An employer suspected that some employees were using a time-off program as a retirement savings plan, eroding access to vacation and costing the organization money. Gallagher's proprietary data platform and analysis provided clear visualization of the issue and data to resolve the issue.
Challenge: Time-off program generates unintended results
Client summary
- Aerospace industry.
- 90,000 employees.
- Many workers are reaching retirement age; a skills shortage could threaten productivity and efficiency.
- Talent attraction and retention are critical to supporting the growth strategy.
- Employees aren't using the PTO they've earned to support physical and emotional wellbeing.
- Leaders consulted with Gallagher to understand the situation and to reduce accrued time-off balance costs.
Anecdotal evidence suggested to organization leaders that some employees were using one of the time-off programs as a retirement savings plan. Such a practice by employees can erode access to much-needed time away from work, as well as cost the employer significant dollars in accrued time-off balances. Leaders felt they weren't getting the return they wanted on their compensation and benefits investment.

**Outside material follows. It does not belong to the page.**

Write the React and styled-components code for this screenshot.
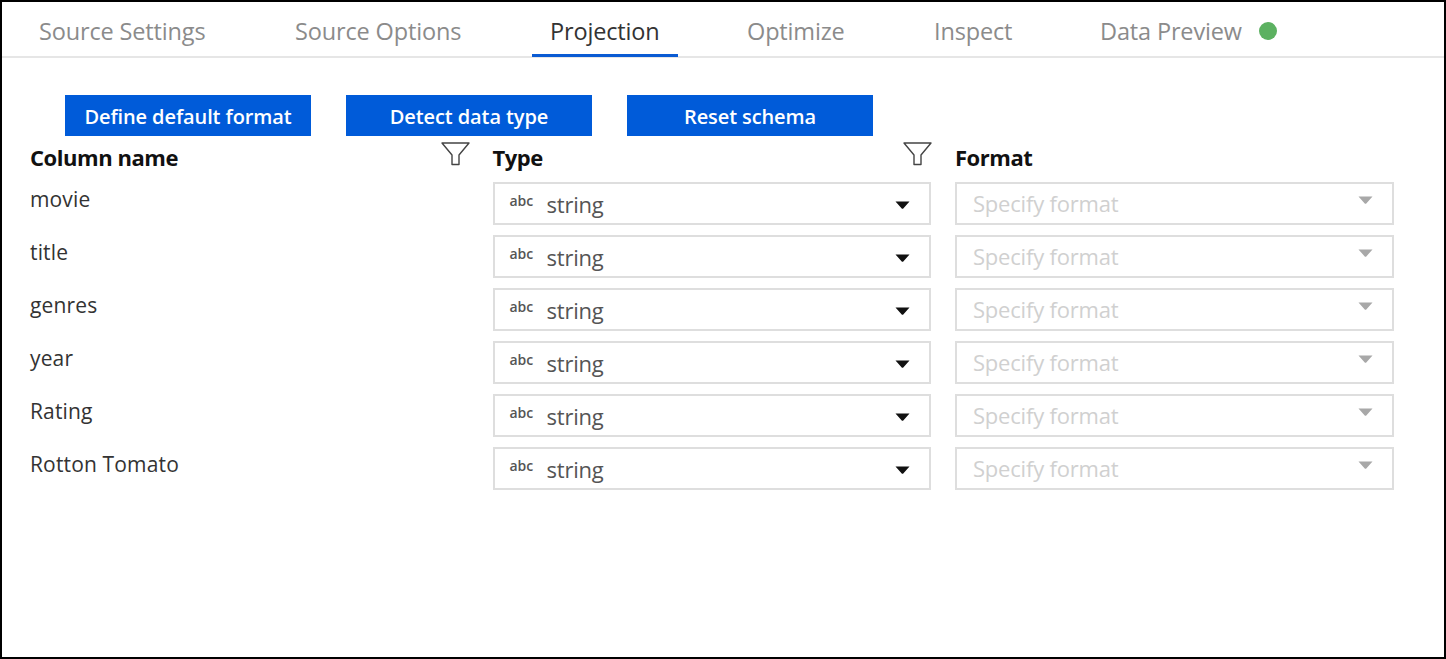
import React from 'react';
import styled, { createGlobalStyle } from 'styled-components';

const Global = createGlobalStyle`
  html, body { margin: 0; padding: 0; background: #fff; }
  body { font-family: "Open Sans", "Noto Sans", "Liberation Sans", sans-serif; }
  * { box-sizing: border-box; }
`;

const Frame = styled.div`
  width: 1446px;
  height: 659px;
  border: 2px solid #000;
  background: #fff;
  overflow: hidden;
`;

const TabBar = styled.div`
  display: flex;
  height: 56px;
  padding: 0 0 0 19px;
  border-bottom: 2px solid #e6e6e6;
`;

const Tab = styled.div`
  display: flex;
  align-items: center;
  gap: 17px;
  width: ${p => p.$w}px;
  margin-right: ${p => p.$mr}px;
  height: 55px;
  padding: 5px 0 0 18px;
  font-size: 23.5px;
  white-space: nowrap;
  letter-spacing: -0.15px;
  color: ${p => (p.$active ? '#333' : '#8b8b8b')};
  border-bottom: 3px solid ${p => (p.$active ? '#0a5bd3' : 'transparent')};
`;

const Dot = styled.span`
  width: 18px;
  height: 18px;
  border-radius: 50%;
  background: #5cb161;
`;

const Toolbar = styled.div`
  display: flex;
  gap: 35px;
  padding: 37px 0 0 63px;
`;

const ActionButton = styled.button`
  width: 246px;
  height: 41px;
  border: none;
  padding: 1px 0 0;
  background: #005bd9;
  color: #fff;
  font-family: inherit;
  font-size: 20px;
  font-weight: 600;
  letter-spacing: -0.1px;
`;

const Table = styled.div`
  display: grid;
  grid-template-columns: repeat(3, 438.5px);
  column-gap: 24px;
  padding: 1px 0 0 28px;
`;

const HeaderCell = styled.div`
  height: 45px;
  display: flex;
  justify-content: space-between;
  align-items: flex-start;
  font-size: 22px;
  font-weight: 700;
  letter-spacing: -0.45px;
  color: #111;
  line-height: 28px;
  padding-top: 6px;
`;

const FilterIcon = styled.svg`
  width: 29px;
  height: 25px;
  margin: -2px -1px 0 0;
  fill: none;
  stroke: #444;
  stroke-width: 1.4;
`;

const NameCell = styled.div`
  height: 53px;
  font-size: 21px;
  letter-spacing: 0.15px;
  color: #333;
  line-height: 34px;
`;

const SelectBox = styled.div`
  width: 100%;
  height: 43px;
  margin-bottom: 10px;
  border: 2px solid #dedede;
  display: flex;
  align-items: center;
  padding: 0 19px 0 15px;
`;

const TypeTag = styled.span`
  font-size: 14px;
  font-weight: 600;
  color: #555;
  width: 37px;
  margin-top: -6px;
`;

const SelectValue = styled.span`
  flex: 1;
  font-size: 22px;
  letter-spacing: -0.2px;
  color: #555;
  margin-top: 1px;
`;

const Placeholder = styled(SelectValue)`
  color: #d0d0d0;
  margin-top: -2px;
  padding-left: 1px;
`;

const Caret = styled.svg`
  width: 15px;
  height: 8px;
  fill: ${p => p.$muted ? '#a8a8a8' : '#111'};
  margin-top: ${p => p.$muted ? '-7px' : '2px'};
`;

const tabs = [
  { label: 'Source Settings', w: 203, mr: 53 },
  { label: 'Source Options', w: 202, mr: 53 },
  { label: 'Projection', w: 146, mr: 51, active: true },
  { label: 'Optimize', w: 134, mr: 53 },
  { label: 'Inspect', w: 113, mr: 53 },
  { label: 'Data Preview', w: 220, mr: 0, dot: true },
];

const columns = ['movie', 'title', 'genres', 'year', 'Rating', 'Rotton Tomato'];

const Filter = () => (
  <FilterIcon viewBox="0 0 29 25">
    <path d="M1 2h27L18 14v9.500h-7V14z" strokeLinejoin="round" />
  </FilterIcon>
);

const CaretIcon = ({ muted }) => (
  <Caret $muted={muted} viewBox="0 0 15 8">
    <path d="M0.500 0.500h14L8.500 7.200a1.300 1.300 0 0 1-2 0z" />
  </Caret>
);

export default function App() {
  return (
    <Frame>
      <Global />
      <TabBar>
        {tabs.map(t => (
          <Tab key={t.label} $w={t.w} $mr={t.mr} $active={t.active}>
            {t.label}
            {t.dot && <Dot />}
          </Tab>
        ))}
      </TabBar>
      <Toolbar>
        <ActionButton>Define default format</ActionButton>
        <ActionButton>Detect data type</ActionButton>
        <ActionButton>Reset schema</ActionButton>
      </Toolbar>
      <Table>
        <HeaderCell>Column name<Filter /></HeaderCell>
        <HeaderCell>Type<Filter /></HeaderCell>
        <HeaderCell>Format</HeaderCell>
        {columns.map(name => (
          <React.Fragment key={name}>
            <NameCell>{name}</NameCell>
            <SelectBox>
              <TypeTag>abc</TypeTag>
              <SelectValue>string</SelectValue>
              <CaretIcon />
            </SelectBox>
            <SelectBox>
              <Placeholder>Specify format</Placeholder>
              <CaretIcon muted />
            </SelectBox>
          </React.Fragment>
        ))}
      </Table>
    </Frame>
  );
}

Leaders needed data to quantify the issue to generate actionable information and to support the employer's value proposition. Further, leaders needed to address the cultural aspect behind why employers may not be using their time off.

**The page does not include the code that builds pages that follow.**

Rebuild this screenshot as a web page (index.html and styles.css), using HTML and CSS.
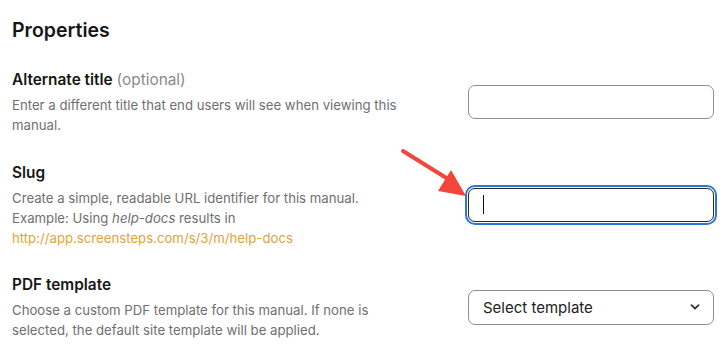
FILE: index.html
```html
<!DOCTYPE html>
<html lang="en">
<head>
  <meta charset="UTF-8">
  <meta name="viewport" content="width=device-width, initial-scale=1.0">
  <title>Manual properties</title>
  <link rel="stylesheet" href="styles.css">
</head>

<body>
  <div class="wrapper">
    <h2>Properties</h2>

    <div class="field">
      <div class="info">
        <label>Alternate title <span class="optional">(optional)</span></label>
        <p>Enter a different title that end users will see when viewing this manual.</p>
      </div>
      <div class="control">
        <div class="text-input"></div>
      </div>
    </div>

    <div class="field">
      <div class="info">
        <label>Slug</label>
        <p>Create a simple, readable URL identifier for this manual.<br>
          Example: Using <em>help-docs</em> results in<br>
          <span class="url">http://app.screensteps.com/s/3/m/help-docs</span></p>
      </div>
      <div class="control">
        <div class="text-input focused"><span class="caret"></span></div>
      </div>
    </div>

    <div class="field">
      <div class="info">
        <label>PDF template</label>
        <p>Choose a custom PDF template for this manual. If none is selected, the default site template will be applied.</p>
      </div>
      <div class="control">
        <div class="select">
          <span>Select template</span>
          <svg width="10" height="6" viewBox="0 0 10 6"><path d="M1.5 1.2 5 4.6 8.5 1.2" fill="none" stroke="#333" stroke-width="1.8" stroke-linecap="round" stroke-linejoin="round"/></svg>
        </div>
      </div>
    </div>

    <svg class="arrow" width="80" height="50" viewBox="0 0 80 50">
      <line x1="3" y1="3" x2="48" y2="31" stroke="#f1463b" stroke-width="4" stroke-linecap="round"/>
      <polygon points="66,48 38,43 51,22" fill="#f1463b"/>
    </svg>
  </div>
</body>
</html>
```

FILE: styles.css
```css
* {
  margin: 0;
  padding: 0;
  box-sizing: border-box;
  font-family: "Inter", "Noto Sans", sans-serif;
}

body {
  width: 100%;
  height: 100vh;
  overflow: hidden;
  background: #fff;
  color: #1b1b1b;
}

.wrapper {
  position: relative;
  padding: 16px 12px 0 12px;
}

.wrapper h2 {
  font-size: 19.5px;
  line-height: 28px;
  font-weight: 600;
  color: #161616;
  margin-bottom: 25px;
}

.field {
  display: grid;
  grid-template-columns: 1fr 246px;
  column-gap: 40px;
  align-items: center;
  margin-bottom: 26.5px;
}

.info label {
  display: block;
  font-size: 15.4px;
  line-height: 22px;
  font-weight: 600;
  color: #161616;
  margin-bottom: 4px;
}

.info .optional {
  font-weight: 400;
  color: #8a8a8a;
}

.info p {
  max-width: 400px;
  font-size: 13.2px;
  line-height: 20px;
  color: #6f6f6f;
}

.info em {
  font-style: italic;
}

.info .url {
  color: #e5a23b;
}

.text-input {
  height: 34px;
  border: 1px solid #8e8e8e;
  border-radius: 7px;
  display: flex;
  align-items: center;
  padding: 0 14px;
}

.text-input.focused {
  border: 1.5px solid #2a2a2a;
  box-shadow: 0 0 0 1px #fff, 0 0 0 3px #2b78d4;
}

.caret {
  width: 1px;
  height: 19px;
  background: #111;
}

.select {
  height: 35px;
  border: 1px solid #8e8e8e;
  border-radius: 7px;
  display: flex;
  align-items: center;
  justify-content: space-between;
  padding: 0 13px 0 14px;
  font-size: 15px;
  color: #222;
}

.arrow {
  position: absolute;
  left: 400px;
  top: 148px;
}
```
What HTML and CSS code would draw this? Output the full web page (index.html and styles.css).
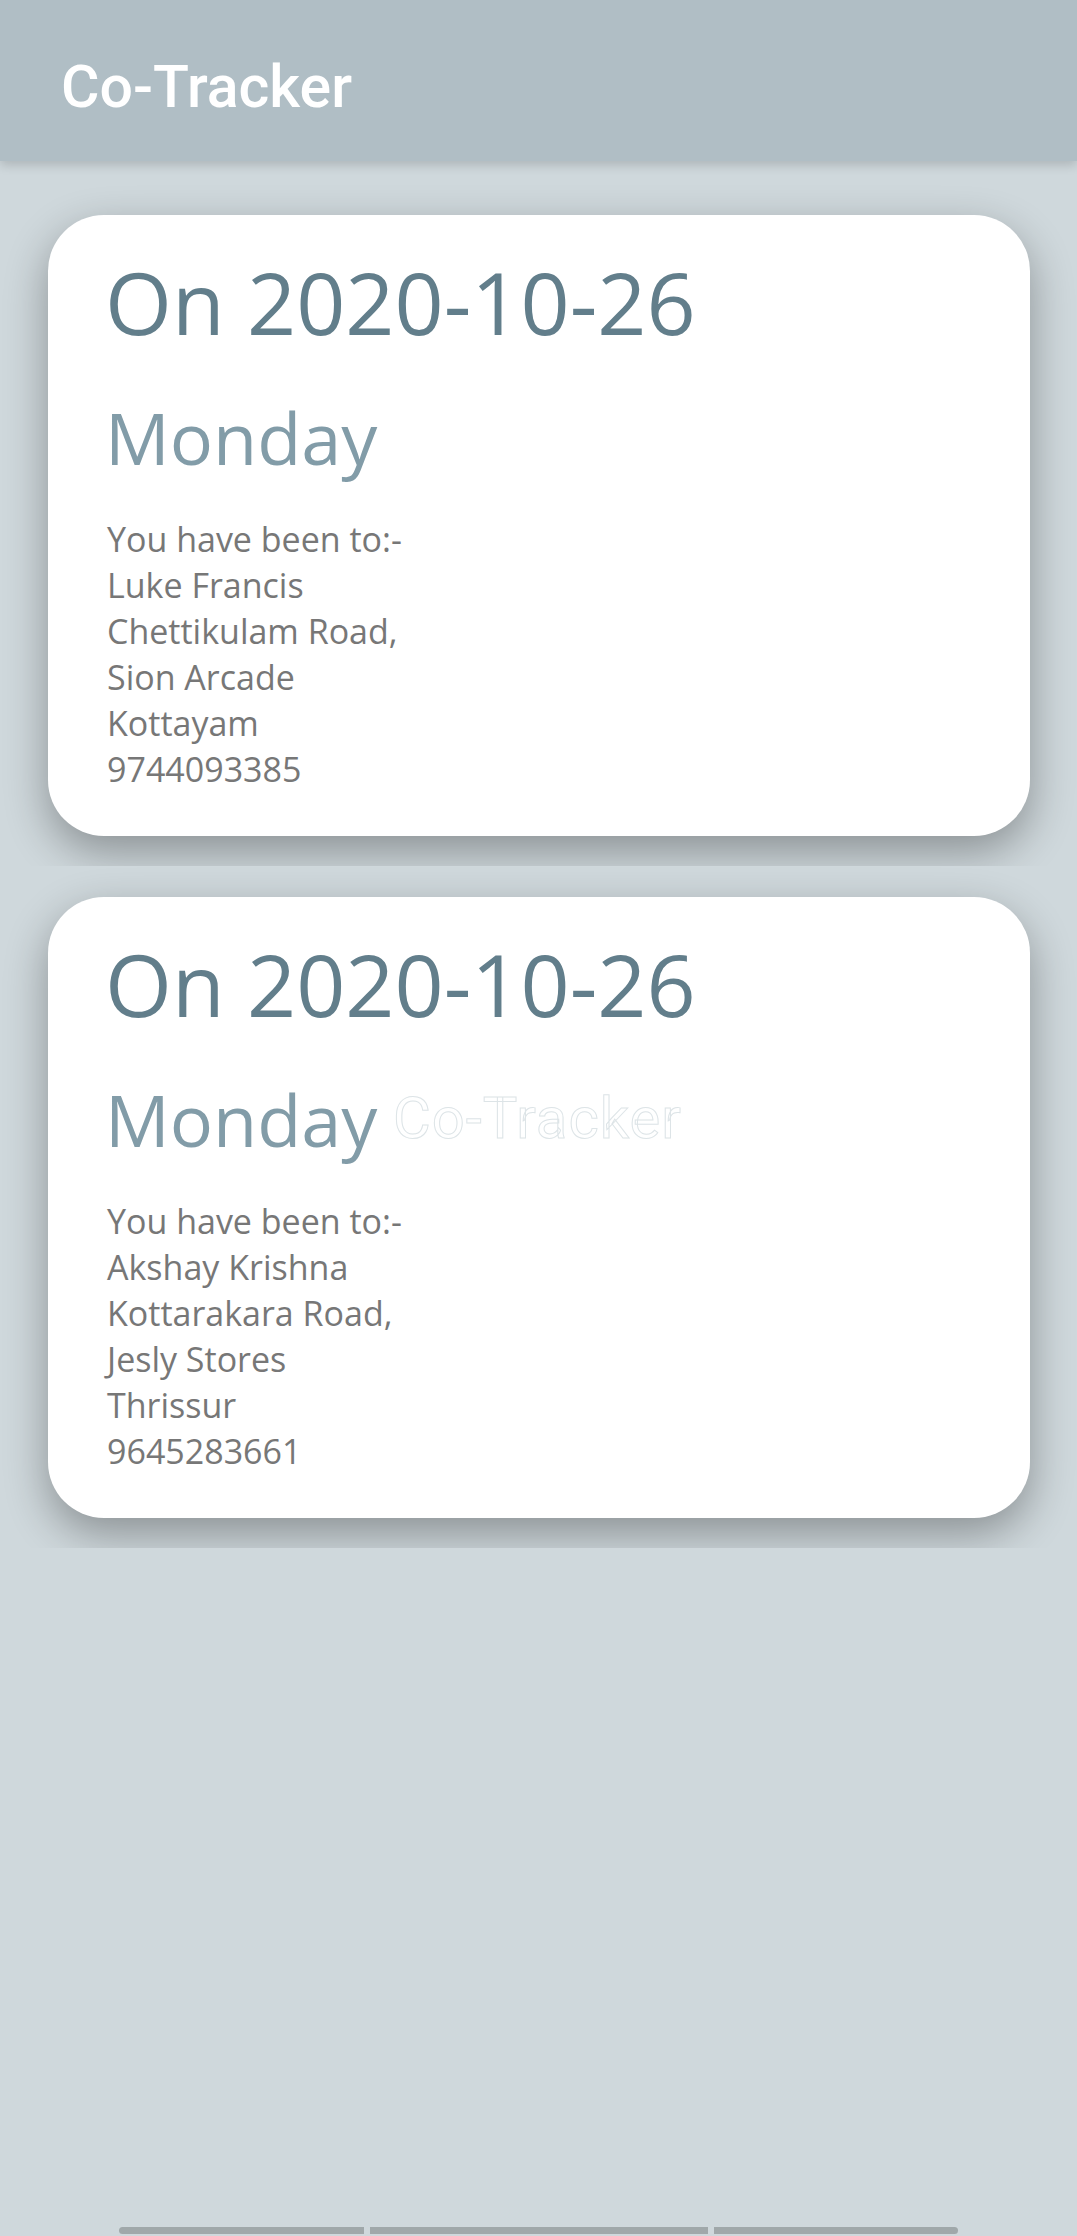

Solution: Better visualization for issue assessment and analysis
Gallagher's proprietary data platform and experienced analysis provided clear visualization of the issue. Data revealed that the Baby Boomer and Generation X groups of employees had accrued the largest average paid time off (PTO) balances at 171.6 hours. Further, these groups showed a higher-than-average number of 401(k) loans, at 65.6 hours. The average balance of accrued PTO time equaled about 680 days. The Gallagher team helped to quantify the cost of this activity to the employer, which underscored the need to take action.
Result: Cost avoidance and confident positioning for growth
The Gallagher team examined actual account balance and time-off use across a generational analysis to inform plan design changes. The employer revised the time off policy to restrict the accumulation of hours. Additionally, the employer brought in money coaches as internal financial wellbeing education for employees.